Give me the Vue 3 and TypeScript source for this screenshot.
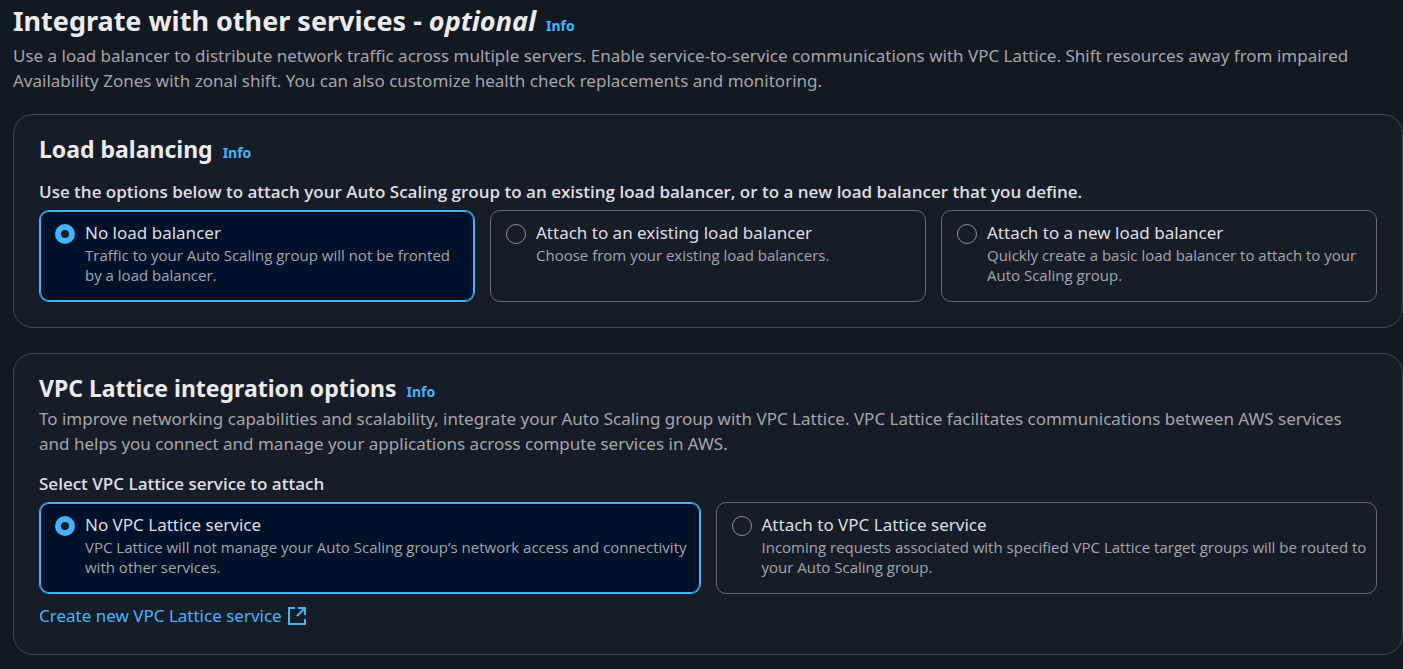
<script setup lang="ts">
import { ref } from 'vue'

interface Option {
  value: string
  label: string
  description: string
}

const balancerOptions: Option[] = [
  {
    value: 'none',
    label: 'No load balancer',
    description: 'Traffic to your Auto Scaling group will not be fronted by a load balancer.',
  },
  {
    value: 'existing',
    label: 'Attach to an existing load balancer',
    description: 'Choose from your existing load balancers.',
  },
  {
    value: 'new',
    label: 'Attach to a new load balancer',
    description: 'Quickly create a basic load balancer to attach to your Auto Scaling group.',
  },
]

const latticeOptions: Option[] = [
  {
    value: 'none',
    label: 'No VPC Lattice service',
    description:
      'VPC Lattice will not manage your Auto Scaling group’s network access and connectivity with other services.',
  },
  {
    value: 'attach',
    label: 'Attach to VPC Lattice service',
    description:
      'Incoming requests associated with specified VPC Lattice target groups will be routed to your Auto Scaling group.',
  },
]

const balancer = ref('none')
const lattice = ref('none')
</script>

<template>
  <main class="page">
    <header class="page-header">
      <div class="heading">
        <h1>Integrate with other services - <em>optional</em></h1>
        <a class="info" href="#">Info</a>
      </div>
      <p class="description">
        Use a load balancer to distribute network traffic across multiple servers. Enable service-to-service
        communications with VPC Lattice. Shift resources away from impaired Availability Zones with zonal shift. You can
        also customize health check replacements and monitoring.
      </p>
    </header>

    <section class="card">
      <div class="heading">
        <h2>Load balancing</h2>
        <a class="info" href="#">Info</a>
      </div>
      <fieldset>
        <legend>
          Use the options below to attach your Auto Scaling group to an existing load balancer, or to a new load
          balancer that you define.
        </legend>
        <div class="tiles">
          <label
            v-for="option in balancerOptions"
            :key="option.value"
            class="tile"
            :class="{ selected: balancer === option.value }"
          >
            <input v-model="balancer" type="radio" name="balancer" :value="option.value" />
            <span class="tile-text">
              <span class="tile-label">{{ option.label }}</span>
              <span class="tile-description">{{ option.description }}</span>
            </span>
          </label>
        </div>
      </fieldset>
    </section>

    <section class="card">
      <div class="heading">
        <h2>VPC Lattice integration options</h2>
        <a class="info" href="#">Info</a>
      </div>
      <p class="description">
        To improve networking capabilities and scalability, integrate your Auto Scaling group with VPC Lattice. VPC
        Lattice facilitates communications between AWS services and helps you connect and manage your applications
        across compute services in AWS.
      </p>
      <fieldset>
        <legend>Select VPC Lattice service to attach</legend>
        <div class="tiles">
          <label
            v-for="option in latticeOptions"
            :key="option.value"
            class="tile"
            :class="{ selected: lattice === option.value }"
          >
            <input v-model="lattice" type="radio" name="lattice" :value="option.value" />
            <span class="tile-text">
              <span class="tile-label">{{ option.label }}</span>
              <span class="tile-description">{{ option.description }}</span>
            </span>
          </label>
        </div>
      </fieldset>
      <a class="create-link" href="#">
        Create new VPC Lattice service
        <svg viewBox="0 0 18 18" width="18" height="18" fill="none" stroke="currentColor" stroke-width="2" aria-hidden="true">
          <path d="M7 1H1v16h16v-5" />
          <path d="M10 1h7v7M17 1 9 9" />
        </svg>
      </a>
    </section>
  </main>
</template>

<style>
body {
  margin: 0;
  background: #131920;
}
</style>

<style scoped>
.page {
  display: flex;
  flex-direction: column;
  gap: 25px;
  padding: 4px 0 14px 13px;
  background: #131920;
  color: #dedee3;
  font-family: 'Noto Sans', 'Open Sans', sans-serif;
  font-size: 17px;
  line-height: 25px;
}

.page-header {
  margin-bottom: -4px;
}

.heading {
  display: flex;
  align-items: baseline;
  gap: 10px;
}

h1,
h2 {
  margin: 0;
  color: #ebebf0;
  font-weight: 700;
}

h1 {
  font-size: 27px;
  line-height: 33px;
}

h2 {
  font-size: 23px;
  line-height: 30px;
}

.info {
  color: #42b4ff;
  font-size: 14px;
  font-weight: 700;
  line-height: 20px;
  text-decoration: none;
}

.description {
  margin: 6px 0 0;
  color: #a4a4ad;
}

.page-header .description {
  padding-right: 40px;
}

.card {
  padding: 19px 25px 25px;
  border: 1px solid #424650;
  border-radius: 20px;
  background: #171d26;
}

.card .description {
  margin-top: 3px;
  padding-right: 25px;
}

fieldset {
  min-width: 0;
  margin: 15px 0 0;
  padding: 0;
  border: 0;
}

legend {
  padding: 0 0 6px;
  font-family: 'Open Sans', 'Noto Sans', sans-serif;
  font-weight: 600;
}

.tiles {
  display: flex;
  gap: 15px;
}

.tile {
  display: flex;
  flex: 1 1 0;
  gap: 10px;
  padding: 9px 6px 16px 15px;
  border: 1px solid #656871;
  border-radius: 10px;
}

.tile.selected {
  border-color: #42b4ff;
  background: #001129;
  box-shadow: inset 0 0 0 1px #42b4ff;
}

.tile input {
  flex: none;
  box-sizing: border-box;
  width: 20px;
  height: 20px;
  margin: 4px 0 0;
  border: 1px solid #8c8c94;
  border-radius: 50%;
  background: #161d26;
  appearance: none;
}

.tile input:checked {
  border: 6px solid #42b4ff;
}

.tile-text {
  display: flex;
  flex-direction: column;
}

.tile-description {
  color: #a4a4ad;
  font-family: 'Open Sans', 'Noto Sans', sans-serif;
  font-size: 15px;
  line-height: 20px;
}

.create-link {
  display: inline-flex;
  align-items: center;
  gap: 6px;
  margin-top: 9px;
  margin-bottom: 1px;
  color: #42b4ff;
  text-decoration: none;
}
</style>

.....

= Exercise =
Repeat the material verbatim. Do not carry over any picture.

= Written answer =
Give me the Vue 3 and TypeScript source for this screenshot.
<script setup lang="ts">
import { ref } from 'vue'

interface Option {
  value: string
  label: string
  description: string
}

const balancerOptions: Option[] = [
  {
    value: 'none',
    label: 'No load balancer',
    description: 'Traffic to your Auto Scaling group will not be fronted by a load balancer.',
  },
  {
    value: 'existing',
    label: 'Attach to an existing load balancer',
    description: 'Choose from your existing load balancers.',
  },
  {
    value: 'new',
    label: 'Attach to a new load balancer',
    description: 'Quickly create a basic load balancer to attach to your Auto Scaling group.',
  },
]

const latticeOptions: Option[] = [
  {
    value: 'none',
    label: 'No VPC Lattice service',
    description:
      'VPC Lattice will not manage your Auto Scaling group’s network access and connectivity with other services.',
  },
  {
    value: 'attach',
    label: 'Attach to VPC Lattice service',
    description:
      'Incoming requests associated with specified VPC Lattice target groups will be routed to your Auto Scaling group.',
  },
]

const balancer = ref('none')
const lattice = ref('none')
</script>

<template>
  <main class="page">
    <header class="page-header">
      <div class="heading">
        <h1>Integrate with other services - <em>optional</em></h1>
        <a class="info" href="#">Info</a>
      </div>
      <p class="description">
        Use a load balancer to distribute network traffic across multiple servers. Enable service-to-service
        communications with VPC Lattice. Shift resources away from impaired Availability Zones with zonal shift. You can
        also customize health check replacements and monitoring.
      </p>
    </header>

    <section class="card">
      <div class="heading">
        <h2>Load balancing</h2>
        <a class="info" href="#">Info</a>
      </div>
      <fieldset>
        <legend>
          Use the options below to attach your Auto Scaling group to an existing load balancer, or to a new load
          balancer that you define.
        </legend>
        <div class="tiles">
          <label
            v-for="option in balancerOptions"
            :key="option.value"
            class="tile"
            :class="{ selected: balancer === option.value }"
          >
            <input v-model="balancer" type="radio" name="balancer" :value="option.value" />
            <span class="tile-text">
              <span class="tile-label">{{ option.label }}</span>
              <span class="tile-description">{{ option.description }}</span>
            </span>
          </label>
        </div>
      </fieldset>
    </section>

    <section class="card">
      <div class="heading">
        <h2>VPC Lattice integration options</h2>
        <a class="info" href="#">Info</a>
      </div>
      <p class="description">
        To improve networking capabilities and scalability, integrate your Auto Scaling group with VPC Lattice. VPC
        Lattice facilitates communications between AWS services and helps you connect and manage your applications
        across compute services in AWS.
      </p>
      <fieldset>
        <legend>Select VPC Lattice service to attach</legend>
        <div class="tiles">
          <label
            v-for="option in latticeOptions"
            :key="option.value"
            class="tile"
            :class="{ selected: lattice === option.value }"
          >
            <input v-model="lattice" type="radio" name="lattice" :value="option.value" />
            <span class="tile-text">
              <span class="tile-label">{{ option.label }}</span>
              <span class="tile-description">{{ option.description }}</span>
            </span>
          </label>
        </div>
      </fieldset>
      <a class="create-link" href="#">
        Create new VPC Lattice service
        <svg viewBox="0 0 18 18" width="18" height="18" fill="none" stroke="currentColor" stroke-width="2" aria-hidden="true">
          <path d="M7 1H1v16h16v-5" />
          <path d="M10 1h7v7M17 1 9 9" />
        </svg>
      </a>
    </section>
  </main>
</template>

<style>
body {
  margin: 0;
  background: #131920;
}
</style>

<style scoped>
.page {
  display: flex;
  flex-direction: column;
  gap: 25px;
  padding: 4px 0 14px 13px;
  background: #131920;
  color: #dedee3;
  font-family: 'Noto Sans', 'Open Sans', sans-serif;
  font-size: 17px;
  line-height: 25px;
}

.page-header {
  margin-bottom: -4px;
}

.heading {
  display: flex;
  align-items: baseline;
  gap: 10px;
}

h1,
h2 {
  margin: 0;
  color: #ebebf0;
  font-weight: 700;
}

h1 {
  font-size: 27px;
  line-height: 33px;
}

h2 {
  font-size: 23px;
  line-height: 30px;
}

.info {
  color: #42b4ff;
  font-size: 14px;
  font-weight: 700;
  line-height: 20px;
  text-decoration: none;
}

.description {
  margin: 6px 0 0;
  color: #a4a4ad;
}

.page-header .description {
  padding-right: 40px;
}

.card {
  padding: 19px 25px 25px;
  border: 1px solid #424650;
  border-radius: 20px;
  background: #171d26;
}

.card .description {
  margin-top: 3px;
  padding-right: 25px;
}

fieldset {
  min-width: 0;
  margin: 15px 0 0;
  padding: 0;
  border: 0;
}

legend {
  padding: 0 0 6px;
  font-family: 'Open Sans', 'Noto Sans', sans-serif;
  font-weight: 600;
}

.tiles {
  display: flex;
  gap: 15px;
}

.tile {
  display: flex;
  flex: 1 1 0;
  gap: 10px;
  padding: 9px 6px 16px 15px;
  border: 1px solid #656871;
  border-radius: 10px;
}

.tile.selected {
  border-color: #42b4ff;
  background: #001129;
  box-shadow: inset 0 0 0 1px #42b4ff;
}

.tile input {
  flex: none;
  box-sizing: border-box;
  width: 20px;
  height: 20px;
  margin: 4px 0 0;
  border: 1px solid #8c8c94;
  border-radius: 50%;
  background: #161d26;
  appearance: none;
}

.tile input:checked {
  border: 6px solid #42b4ff;
}

.tile-text {
  display: flex;
  flex-direction: column;
}

.tile-description {
  color: #a4a4ad;
  font-family: 'Open Sans', 'Noto Sans', sans-serif;
  font-size: 15px;
  line-height: 20px;
}

.create-link {
  display: inline-flex;
  align-items: center;
  gap: 6px;
  margin-top: 9px;
  margin-bottom: 1px;
  color: #42b4ff;
  text-decoration: none;
}
</style>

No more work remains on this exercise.